Data shown

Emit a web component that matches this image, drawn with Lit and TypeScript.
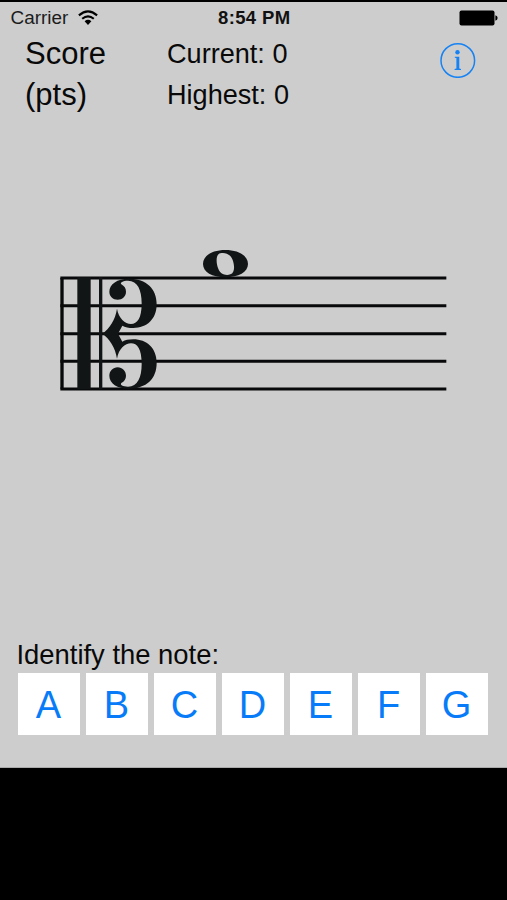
import { LitElement, html, css } from "lit";
import { customElement } from "lit/decorators.js";

@customElement("status-bar")
class StatusBar extends LitElement {
  static styles = css`
    :host { display: grid; grid-template-columns: 1fr auto 1fr; align-items: center; height: 32px; padding: 0 9px 0 10.5px; font-size: 18.9px; }
    .carrier { display: flex; align-items: center; gap: 9.5px; color: #1c1c1c; }
    .time { font-weight: bold; font-size: 18.5px; letter-spacing: 0.35px; color: #111; }
    .battery { justify-self: end; }
    svg { display: block; }
  `;
  render() {
    return html`
      <div class="carrier">
        <span>Carrier</span>
        <svg width="20" height="16" viewBox="0 0 20 16">
          <g fill="none" stroke="#000" stroke-width="2.1">
            <path d="M.9 5.4Q10-2.6 19.1 5.4" />
            <path d="M4.2 8.8Q10 3.8 15.8 8.8" />
          </g>
          <path d="M6.6 11.3Q10 8.4 13.4 11.3L10 15z" />
        </svg>
      </div>
      <span class="time">8:54 PM</span>
      <svg class="battery" width="39" height="16" viewBox="0 0 39 16">
        <rect x=".5" y=".5" width="35" height="15" rx="2" />
        <path d="M36.4 5.2Q38.6 6 38.6 8T36.4 10.8z" />
      </svg>
    `;
  }
}

@customElement("music-staff")
class MusicStaff extends LitElement {
  static styles = css`
    :host { display: block; }
    svg { display: block; }
  `;
  render() {
    return html`
      <svg width="400" height="160" viewBox="0 0 1200 480">
        <g stroke="#08090a" stroke-width="9" fill="none">
          <path d="M36 114V446" stroke-width="10" />
          <path d="M31 114H1189M31 197.5H1189M31 281H1189M31 363.5H1189M31 447H1189" />
        </g>
        <g fill="#121516">
          <path d="M82 112h40v336H82zM147 112h10v336h-10z" />
          <path d="M178 155C178 132 202 116 236 116C290 116 320 146 320 193C320 238 290 264 250 264C236 264 225 262 217 257L204 281L217 305C225 300 236 298 250 298C290 298 320 324 320 369C320 416 290 446 236 446C202 446 178 430 178 407C178 393 189 382 203 382C217 382 228 393 228 407C228 417 223 424 214 429C209 434 218 440 234 440C263 440 275 412 275 372C275 327 262 310 243 310C225 310 206 327 201 356C196 322 178 297 158 281C178 265 196 240 201 206C206 235 225 252 243 252C262 252 275 235 275 190C275 150 263 122 234 122C218 122 209 128 214 133C223 138 228 145 228 155C228 169 217 179 203 179C189 179 178 169 178 155Z" />
          <path fill-rule="evenodd" d="M459 72C459 47 486 30 526 30C566 30 594 47 594 72C594 96 566 112 526 112C486 112 459 96 459 72ZM511 40C497 43 498 66 504 84C509 101 527 109 541 103C555 98 554 77 548 60C542 43 525 36 511 40Z" />
        </g>
      </svg>
    `;
  }
}

@customElement("app-root")
class AppRoot extends LitElement {
  static styles = css`
    :host { display: block; box-sizing: border-box; width: 507px; height: 900px; background: #000; padding-top: 2px; font-family: "Liberation Sans", Arial, sans-serif; color: #090909; }
    .screen { display: flex; flex-direction: column; box-sizing: border-box; height: 766px; background: #cdcdcd; border-bottom: 1px solid #aaa; }
    .header { display: grid; grid-template-columns: 142px 1fr 36px; padding: 0 31px 0 25px; height: 84px; }
    .title { font-size: 31px; line-height: 41px; margin-top: -1.5px; }
    .scores { font-size: 27.1px; line-height: 41px; margin-top: -1px; }
    .info { margin-top: 8px; }
    .staff { margin: 122px 0 0 50px; }
    .prompt { margin: 238px 0 2px 16.5px; font-size: 27.4px; line-height: 33px; }
    .answers { display: grid; grid-template-columns: repeat(7, 62px); gap: 6px; margin-left: 18px; }
    .answer { display: block; height: 62px; padding: 0 1px 0 0; border: 0; background: #fff; color: #087cf8; font: 38px/64px "Liberation Sans", Arial, sans-serif; text-align: center; }
  `;
  render() {
    return html`
      <div class="screen">
        <status-bar></status-bar>
        <div class="header">
          <div class="title">Score<br />(pts)</div>
          <div class="scores"><div>Current: 0</div><div>Highest: 0</div></div>
          <svg class="info" width="36" height="36" viewBox="0 0 36 36" role="img" aria-label="Info">
            <circle cx="17.8" cy="18.5" r="16.8" fill="none" stroke="#1682f4" stroke-width="1.5" />
            <g fill="#1682f4">
              <circle cx="17.5" cy="10.3" r="2.2" />
              <path d="M14.8 14.8H19.3V26.6L21 27.1V28H14.6V27.1L16.4 26.6V16.1L14.8 15.7z" />
            </g>
          </svg>
        </div>
        <music-staff class="staff"></music-staff>
        <div class="prompt">Identify the note:</div>
        <div class="answers">
          ${["A", "B", "C", "D", "E", "F", "G"].map((n) => html`<button class="answer">${n}</button>`)}
        </div>
      </div>
    `;
  }
}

Request
All the lines above are to be given again exactly as they read, with the pictures removed.

Answer for the task
Emit a web component that matches this image, drawn with Lit and TypeScript.
import { LitElement, html, css } from "lit";
import { customElement } from "lit/decorators.js";

@customElement("status-bar")
class StatusBar extends LitElement {
  static styles = css`
    :host { display: grid; grid-template-columns: 1fr auto 1fr; align-items: center; height: 32px; padding: 0 9px 0 10.5px; font-size: 18.9px; }
    .carrier { display: flex; align-items: center; gap: 9.5px; color: #1c1c1c; }
    .time { font-weight: bold; font-size: 18.5px; letter-spacing: 0.35px; color: #111; }
    .battery { justify-self: end; }
    svg { display: block; }
  `;
  render() {
    return html`
      <div class="carrier">
        <span>Carrier</span>
        <svg width="20" height="16" viewBox="0 0 20 16">
          <g fill="none" stroke="#000" stroke-width="2.1">
            <path d="M.9 5.4Q10-2.6 19.1 5.4" />
            <path d="M4.2 8.8Q10 3.8 15.8 8.8" />
          </g>
          <path d="M6.6 11.3Q10 8.4 13.4 11.3L10 15z" />
        </svg>
      </div>
      <span class="time">8:54 PM</span>
      <svg class="battery" width="39" height="16" viewBox="0 0 39 16">
        <rect x=".5" y=".5" width="35" height="15" rx="2" />
        <path d="M36.4 5.2Q38.6 6 38.6 8T36.4 10.8z" />
      </svg>
    `;
  }
}

@customElement("music-staff")
class MusicStaff extends LitElement {
  static styles = css`
    :host { display: block; }
    svg { display: block; }
  `;
  render() {
    return html`
      <svg width="400" height="160" viewBox="0 0 1200 480">
        <g stroke="#08090a" stroke-width="9" fill="none">
          <path d="M36 114V446" stroke-width="10" />
          <path d="M31 114H1189M31 197.5H1189M31 281H1189M31 363.5H1189M31 447H1189" />
        </g>
        <g fill="#121516">
          <path d="M82 112h40v336H82zM147 112h10v336h-10z" />
          <path d="M178 155C178 132 202 116 236 116C290 116 320 146 320 193C320 238 290 264 250 264C236 264 225 262 217 257L204 281L217 305C225 300 236 298 250 298C290 298 320 324 320 369C320 416 290 446 236 446C202 446 178 430 178 407C178 393 189 382 203 382C217 382 228 393 228 407C228 417 223 424 214 429C209 434 218 440 234 440C263 440 275 412 275 372C275 327 262 310 243 310C225 310 206 327 201 356C196 322 178 297 158 281C178 265 196 240 201 206C206 235 225 252 243 252C262 252 275 235 275 190C275 150 263 122 234 122C218 122 209 128 214 133C223 138 228 145 228 155C228 169 217 179 203 179C189 179 178 169 178 155Z" />
          <path fill-rule="evenodd" d="M459 72C459 47 486 30 526 30C566 30 594 47 594 72C594 96 566 112 526 112C486 112 459 96 459 72ZM511 40C497 43 498 66 504 84C509 101 527 109 541 103C555 98 554 77 548 60C542 43 525 36 511 40Z" />
        </g>
      </svg>
    `;
  }
}

@customElement("app-root")
class AppRoot extends LitElement {
  static styles = css`
    :host { display: block; box-sizing: border-box; width: 507px; height: 900px; background: #000; padding-top: 2px; font-family: "Liberation Sans", Arial, sans-serif; color: #090909; }
    .screen { display: flex; flex-direction: column; box-sizing: border-box; height: 766px; background: #cdcdcd; border-bottom: 1px solid #aaa; }
    .header { display: grid; grid-template-columns: 142px 1fr 36px; padding: 0 31px 0 25px; height: 84px; }
    .title { font-size: 31px; line-height: 41px; margin-top: -1.5px; }
    .scores { font-size: 27.1px; line-height: 41px; margin-top: -1px; }
    .info { margin-top: 8px; }
    .staff { margin: 122px 0 0 50px; }
    .prompt { margin: 238px 0 2px 16.5px; font-size: 27.4px; line-height: 33px; }
    .answers { display: grid; grid-template-columns: repeat(7, 62px); gap: 6px; margin-left: 18px; }
    .answer { display: block; height: 62px; padding: 0 1px 0 0; border: 0; background: #fff; color: #087cf8; font: 38px/64px "Liberation Sans", Arial, sans-serif; text-align: center; }
  `;
  render() {
    return html`
      <div class="screen">
        <status-bar></status-bar>
        <div class="header">
          <div class="title">Score<br />(pts)</div>
          <div class="scores"><div>Current: 0</div><div>Highest: 0</div></div>
          <svg class="info" width="36" height="36" viewBox="0 0 36 36" role="img" aria-label="Info">
            <circle cx="17.8" cy="18.5" r="16.8" fill="none" stroke="#1682f4" stroke-width="1.5" />
            <g fill="#1682f4">
              <circle cx="17.5" cy="10.3" r="2.2" />
              <path d="M14.8 14.8H19.3V26.6L21 27.1V28H14.6V27.1L16.4 26.6V16.1L14.8 15.7z" />
            </g>
          </svg>
        </div>
        <music-staff class="staff"></music-staff>
        <div class="prompt">Identify the note:</div>
        <div class="answers">
          ${["A", "B", "C", "D", "E", "F", "G"].map((n) => html`<button class="answer">${n}</button>`)}
        </div>
      </div>
    `;
  }
}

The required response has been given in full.